Mais la question qui se pose ici est celle de savoir pourquoi nous en sommes arrivés à un tel point de désespoir que nous sommes prêts à donner le destin du pays à Kaïs Saïed ? La réponse se trouve dans la décennie qui a précédé le coup d'Etat. Les islamistes ont œuvré de manière méthodique à détruire la Tunisie et à la mettre à genoux. Par incompétence pour certains, par perfidie pour d'autres, les islamistes d'Ennahdha sont très largement responsables de la déliquescence institutionnelle, sociale et économique d'une Tunisie qui a toujours été fragile. Ennahdha, et à sa tête Rached Ghannouchi, n'ont appris de la politique que son aspect combinard et n'ont jamais été au niveau de la Politique au sens noble du terme. Ils ont été tout aussi incapables, incompétents et intéressés que peut l'être aujourd'hui Kaïs Saïed, mais ils ont su le cacher à l'opinion publique grâce à un vernis très fin de politique politicienne et de combiens en tout genre. C'est dans le désert politique créé par Ennahdha qu'est arrivé Kaïs Saïed. Ce sont eux qui ont créé tellement de désespoir que n'importe quoi, n'importe quelle entité, peut devenir une alternative crédible à l'hégémonie islamiste. Le même Rached Ghannouchi qui se permet aujourd'hui de donner des leçons de démocratie et de légitimité a fait preuve d'une grande constance en bas du classement des personnalités politiques auxquelles les Tunisiens font confiance. Le seul qui a contesté, un temps, le trône est Hafedh Caïd Essebsi. Mais depuis dix ans, dans toutes les configurations politiques, quels que soient les alliés d'Ennahdha, Rached Ghannouchi est détesté par les gens. Il vaudrait mieux pour lui aujourd'hui de se taire, d'aller se reposer et de passer son chemin. Rached Ghannouchi et son parti sont arrivés, en dix ans, à susciter autant de dégoût et de désespoir que le régime de Ben Ali en 23 ans. C'est une réelle performance que d'avoir transformé le peuple du 15, 16 et 17 janvier 2014 en celui d'aujourd'hui.

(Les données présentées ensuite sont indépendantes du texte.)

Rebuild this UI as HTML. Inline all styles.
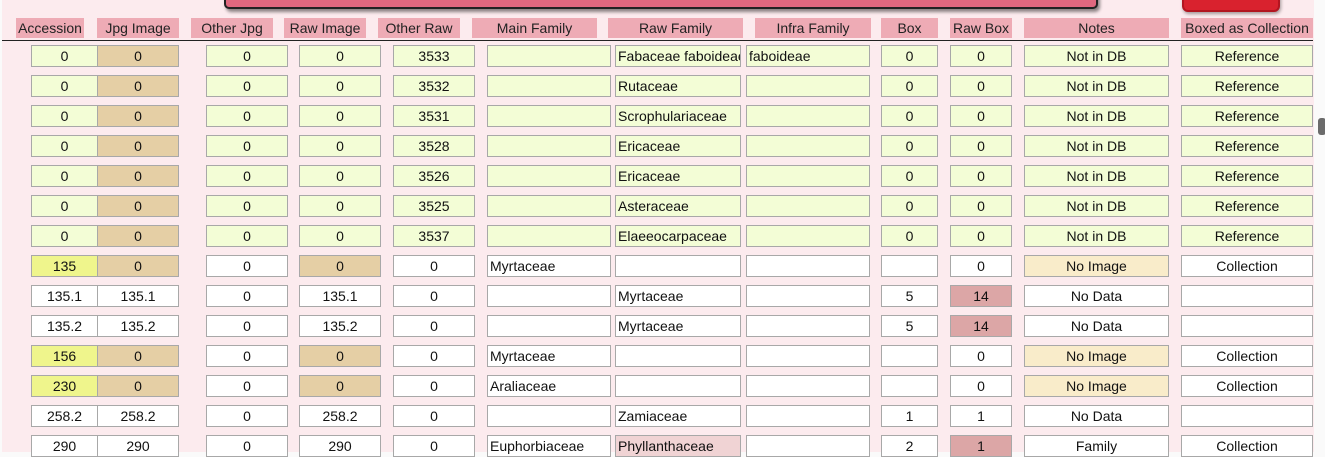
<!DOCTYPE html>
<html><head><meta charset="utf-8"><style>
html,body{margin:0;padding:0;}
body{width:1325px;height:452px;overflow:hidden;background:#fafafa;position:relative;font-family:"Liberation Sans",Arial,sans-serif;font-size:14px;color:#111;}
#bg{position:absolute;left:2px;top:0;width:1312px;height:452px;background:#fcebee;}
.h{position:absolute;top:18px;height:20px;line-height:20px;background:#eeabb5;text-align:center;font-size:14px;color:#222;white-space:nowrap;overflow:hidden;}
.c{position:absolute;height:20px;line-height:20px;border:1px solid #a8a8a8;text-align:center;background:#fff;white-space:nowrap;overflow:hidden;box-sizing:content-box;}
.l{text-align:left;padding-left:2px;}
.g{background:#f3fdd6;}.t{background:#e5cfa5;}.y{background:#eff58c;}.n{background:#f9ecca;}.p{background:#dca6a6;}.q{background:#f0d3d4;}
</style></head><body>
<div id="bg"></div>
<div style="position:absolute;left:224px;top:-12px;width:870px;height:17px;background:#e0687f;border:2px solid #222;border-radius:5px;box-shadow:2px 3px 3px rgba(0,0,0,.45);"></div>
<div style="position:absolute;left:1182px;top:-10px;width:94px;height:18px;background:#d9222e;border:2px solid #b21520;border-radius:6px;box-shadow:1px 2px 3px rgba(0,0,0,.35);"></div>
<div style="position:absolute;left:1318px;top:118px;width:8px;height:17px;background:#6b6b6b;border-radius:3px;"></div>
<div class="h" style="left:16px;width:68px">Accession</div>
<div class="h" style="left:97px;width:82px">Jpg Image</div>
<div class="h" style="left:191px;width:82px">Other Jpg</div>
<div class="h" style="left:284px;width:82px">Raw Image</div>
<div class="h" style="left:378px;width:82px">Other Raw</div>
<div class="h" style="left:472px;width:125px">Main Family</div>
<div class="h" style="left:608px;width:135px">Raw Family</div>
<div class="h" style="left:755px;width:116px">Infra Family</div>
<div class="h" style="left:881px;width:57px">Box</div>
<div class="h" style="left:950px;width:62px">Raw Box</div>
<div class="h" style="left:1024px;width:145px">Notes</div>
<div class="h" style="left:1181px;width:132px">Boxed as Collection</div>
<div style="position:absolute;left:2px;top:40px;width:1311px;height:1px;background:#222"></div>

<div style="position:absolute;left:0;top:45px">
<div class="c g" style="left:31px;width:65px">0</div><div class="c t" style="left:97px;width:80px">0</div><div class="c g" style="left:206px;width:80px">0</div><div class="c g" style="left:299px;width:80px">0</div><div class="c g" style="left:393px;width:80px">3533</div><div class="c g l" style="left:487px;width:120px"></div><div class="c g l" style="left:615px;width:122px">Fabaceae faboideae</div><div class="c g l" style="left:746px;width:120px">faboideae</div><div class="c g" style="left:881px;width:55px">0</div><div class="c g" style="left:950px;width:60px">0</div><div class="c g" style="left:1024px;width:143px">Not in DB</div><div class="c g" style="left:1181px;width:130px">Reference</div>
</div>
<div style="position:absolute;left:0;top:75px">
<div class="c g" style="left:31px;width:65px">0</div><div class="c t" style="left:97px;width:80px">0</div><div class="c g" style="left:206px;width:80px">0</div><div class="c g" style="left:299px;width:80px">0</div><div class="c g" style="left:393px;width:80px">3532</div><div class="c g l" style="left:487px;width:120px"></div><div class="c g l" style="left:615px;width:122px">Rutaceae</div><div class="c g l" style="left:746px;width:120px"></div><div class="c g" style="left:881px;width:55px">0</div><div class="c g" style="left:950px;width:60px">0</div><div class="c g" style="left:1024px;width:143px">Not in DB</div><div class="c g" style="left:1181px;width:130px">Reference</div>
</div>
<div style="position:absolute;left:0;top:105px">
<div class="c g" style="left:31px;width:65px">0</div><div class="c t" style="left:97px;width:80px">0</div><div class="c g" style="left:206px;width:80px">0</div><div class="c g" style="left:299px;width:80px">0</div><div class="c g" style="left:393px;width:80px">3531</div><div class="c g l" style="left:487px;width:120px"></div><div class="c g l" style="left:615px;width:122px">Scrophulariaceae</div><div class="c g l" style="left:746px;width:120px"></div><div class="c g" style="left:881px;width:55px">0</div><div class="c g" style="left:950px;width:60px">0</div><div class="c g" style="left:1024px;width:143px">Not in DB</div><div class="c g" style="left:1181px;width:130px">Reference</div>
</div>
<div style="position:absolute;left:0;top:135px">
<div class="c g" style="left:31px;width:65px">0</div><div class="c t" style="left:97px;width:80px">0</div><div class="c g" style="left:206px;width:80px">0</div><div class="c g" style="left:299px;width:80px">0</div><div class="c g" style="left:393px;width:80px">3528</div><div class="c g l" style="left:487px;width:120px"></div><div class="c g l" style="left:615px;width:122px">Ericaceae</div><div class="c g l" style="left:746px;width:120px"></div><div class="c g" style="left:881px;width:55px">0</div><div class="c g" style="left:950px;width:60px">0</div><div class="c g" style="left:1024px;width:143px">Not in DB</div><div class="c g" style="left:1181px;width:130px">Reference</div>
</div>
<div style="position:absolute;left:0;top:165px">
<div class="c g" style="left:31px;width:65px">0</div><div class="c t" style="left:97px;width:80px">0</div><div class="c g" style="left:206px;width:80px">0</div><div class="c g" style="left:299px;width:80px">0</div><div class="c g" style="left:393px;width:80px">3526</div><div class="c g l" style="left:487px;width:120px"></div><div class="c g l" style="left:615px;width:122px">Ericaceae</div><div class="c g l" style="left:746px;width:120px"></div><div class="c g" style="left:881px;width:55px">0</div><div class="c g" style="left:950px;width:60px">0</div><div class="c g" style="left:1024px;width:143px">Not in DB</div><div class="c g" style="left:1181px;width:130px">Reference</div>
</div>
<div style="position:absolute;left:0;top:195px">
<div class="c g" style="left:31px;width:65px">0</div><div class="c t" style="left:97px;width:80px">0</div><div class="c g" style="left:206px;width:80px">0</div><div class="c g" style="left:299px;width:80px">0</div><div class="c g" style="left:393px;width:80px">3525</div><div class="c g l" style="left:487px;width:120px"></div><div class="c g l" style="left:615px;width:122px">Asteraceae</div><div class="c g l" style="left:746px;width:120px"></div><div class="c g" style="left:881px;width:55px">0</div><div class="c g" style="left:950px;width:60px">0</div><div class="c g" style="left:1024px;width:143px">Not in DB</div><div class="c g" style="left:1181px;width:130px">Reference</div>
</div>
<div style="position:absolute;left:0;top:225px">
<div class="c g" style="left:31px;width:65px">0</div><div class="c t" style="left:97px;width:80px">0</div><div class="c g" style="left:206px;width:80px">0</div><div class="c g" style="left:299px;width:80px">0</div><div class="c g" style="left:393px;width:80px">3537</div><div class="c g l" style="left:487px;width:120px"></div><div class="c g l" style="left:615px;width:122px">Elaeeocarpaceae</div><div class="c g l" style="left:746px;width:120px"></div><div class="c g" style="left:881px;width:55px">0</div><div class="c g" style="left:950px;width:60px">0</div><div class="c g" style="left:1024px;width:143px">Not in DB</div><div class="c g" style="left:1181px;width:130px">Reference</div>
</div>
<div style="position:absolute;left:0;top:255px">
<div class="c y" style="left:31px;width:65px">135</div><div class="c t" style="left:97px;width:80px">0</div><div class="c" style="left:206px;width:80px">0</div><div class="c t" style="left:299px;width:80px">0</div><div class="c" style="left:393px;width:80px">0</div><div class="c l" style="left:487px;width:120px">Myrtaceae</div><div class="c l" style="left:615px;width:122px"></div><div class="c l" style="left:746px;width:120px"></div><div class="c" style="left:881px;width:55px"></div><div class="c" style="left:950px;width:60px">0</div><div class="c n" style="left:1024px;width:143px">No Image</div><div class="c" style="left:1181px;width:130px">Collection</div>
</div>
<div style="position:absolute;left:0;top:285px">
<div class="c" style="left:31px;width:65px">135.1</div><div class="c" style="left:97px;width:80px">135.1</div><div class="c" style="left:206px;width:80px">0</div><div class="c" style="left:299px;width:80px">135.1</div><div class="c" style="left:393px;width:80px">0</div><div class="c l" style="left:487px;width:120px"></div><div class="c l" style="left:615px;width:122px">Myrtaceae</div><div class="c l" style="left:746px;width:120px"></div><div class="c" style="left:881px;width:55px">5</div><div class="c p" style="left:950px;width:60px">14</div><div class="c" style="left:1024px;width:143px">No Data</div><div class="c" style="left:1181px;width:130px"></div>
</div>
<div style="position:absolute;left:0;top:315px">
<div class="c" style="left:31px;width:65px">135.2</div><div class="c" style="left:97px;width:80px">135.2</div><div class="c" style="left:206px;width:80px">0</div><div class="c" style="left:299px;width:80px">135.2</div><div class="c" style="left:393px;width:80px">0</div><div class="c l" style="left:487px;width:120px"></div><div class="c l" style="left:615px;width:122px">Myrtaceae</div><div class="c l" style="left:746px;width:120px"></div><div class="c" style="left:881px;width:55px">5</div><div class="c p" style="left:950px;width:60px">14</div><div class="c" style="left:1024px;width:143px">No Data</div><div class="c" style="left:1181px;width:130px"></div>
</div>
<div style="position:absolute;left:0;top:345px">
<div class="c y" style="left:31px;width:65px">156</div><div class="c t" style="left:97px;width:80px">0</div><div class="c" style="left:206px;width:80px">0</div><div class="c t" style="left:299px;width:80px">0</div><div class="c" style="left:393px;width:80px">0</div><div class="c l" style="left:487px;width:120px">Myrtaceae</div><div class="c l" style="left:615px;width:122px"></div><div class="c l" style="left:746px;width:120px"></div><div class="c" style="left:881px;width:55px"></div><div class="c" style="left:950px;width:60px">0</div><div class="c n" style="left:1024px;width:143px">No Image</div><div class="c" style="left:1181px;width:130px">Collection</div>
</div>
<div style="position:absolute;left:0;top:375px">
<div class="c y" style="left:31px;width:65px">230</div><div class="c t" style="left:97px;width:80px">0</div><div class="c" style="left:206px;width:80px">0</div><div class="c t" style="left:299px;width:80px">0</div><div class="c" style="left:393px;width:80px">0</div><div class="c l" style="left:487px;width:120px">Araliaceae</div><div class="c l" style="left:615px;width:122px"></div><div class="c l" style="left:746px;width:120px"></div><div class="c" style="left:881px;width:55px"></div><div class="c" style="left:950px;width:60px">0</div><div class="c n" style="left:1024px;width:143px">No Image</div><div class="c" style="left:1181px;width:130px">Collection</div>
</div>
<div style="position:absolute;left:0;top:405px">
<div class="c" style="left:31px;width:65px">258.2</div><div class="c" style="left:97px;width:80px">258.2</div><div class="c" style="left:206px;width:80px">0</div><div class="c" style="left:299px;width:80px">258.2</div><div class="c" style="left:393px;width:80px">0</div><div class="c l" style="left:487px;width:120px"></div><div class="c l" style="left:615px;width:122px">Zamiaceae</div><div class="c l" style="left:746px;width:120px"></div><div class="c" style="left:881px;width:55px">1</div><div class="c" style="left:950px;width:60px">1</div><div class="c" style="left:1024px;width:143px">No Data</div><div class="c" style="left:1181px;width:130px"></div>
</div>
<div style="position:absolute;left:0;top:435px">
<div class="c" style="left:31px;width:65px">290</div><div class="c" style="left:97px;width:80px">290</div><div class="c" style="left:206px;width:80px">0</div><div class="c" style="left:299px;width:80px">290</div><div class="c" style="left:393px;width:80px">0</div><div class="c l" style="left:487px;width:120px">Euphorbiaceae</div><div class="c l q" style="left:615px;width:122px">Phyllanthaceae</div><div class="c l" style="left:746px;width:120px"></div><div class="c" style="left:881px;width:55px">2</div><div class="c p" style="left:950px;width:60px">1</div><div class="c" style="left:1024px;width:143px">Family</div><div class="c" style="left:1181px;width:130px">Collection</div>
</div>
</body></html>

Mais l'opposition à Kaïs Saïed regroupe d'autres entités politiques. Les progressistes d'abord. Dans un témoignage de bêtise et d'opportunisme sans nom, les progressistes font la même erreur que dans les années 90. A l'époque, le régime de Ben Ali s'était mis en tête d'éliminer, purement et simplement, les islamistes. Une large part de progressistes, à cette époque, ne sont pas intervenus et n'ont même pas exprimé d'indignation. Ils pensaient profiter de la situation puisque le régime les débarrassait de leurs ennemis islamistes. Ils n'avaient pas prévu, à l'époque, que le régime se tournerait contre eux dès lors qu'il en aurait fini avec les islamistes. Bis repetita aujourd'hui, après tout, les progressistes font aussi partie de ce peuple dépourvu de mémoire. De l'autre côté, il y a Abir Moussi. Privée de son théâtre d'expression habituel, à savoir le Parlement, Abir Moussi a été désarçonnée, un certain temps, par les décisions de Kaïs Saïed. Il fallait prendre le temps de comprendre où le vent allait tourner, ce qui est la preuve d'une sagesse politique certaine. Ce qui l'est moins par contre c'est de dire que durant cette période-là elle voyait –déjà, évidemment- le danger Kaïs Saïed venir mais qu'elle a préféré « accompagner le peuple dans sa joie ». Le challenge pour elle aujourd'hui est de tenter de représenter une alternative et de se démarquer de ce que les fans de Kaïs Saïed appellent le système d'avant 25-juillet. Un autre challenge sera aussi de ne pas finir comme ce garçon qui criait au loup en alertant sans cesse contre les desseins et les volontés cachées de celui qui gouverne, quel qu'il soit.
Les vraies victimes dans tout cela c'est cette petite partie des Tunisiens qui sont contre les islamistes et leur en veulent pour la destruction du pays, mais qui pensent aussi que Kaïs Saïed ne pourra que finir le travail et qu'il n'a ni l'étoffe, ni les compétences pour être président de la République. Ces Tunisiens qui ne se retrouvent dans aucune offre politique actuelle, qui ne croient pas que l'on était en démocratie et qui sont certains que Kaïs Saïed ne représente aucunement la solution pour ce pays. Ceux-là sont dans de beaux draps car ils refusent de s'aligner en faveur d'un camp ou d'une autre, mais qui savent une chose : ça ne pourra pas marcher comme ça.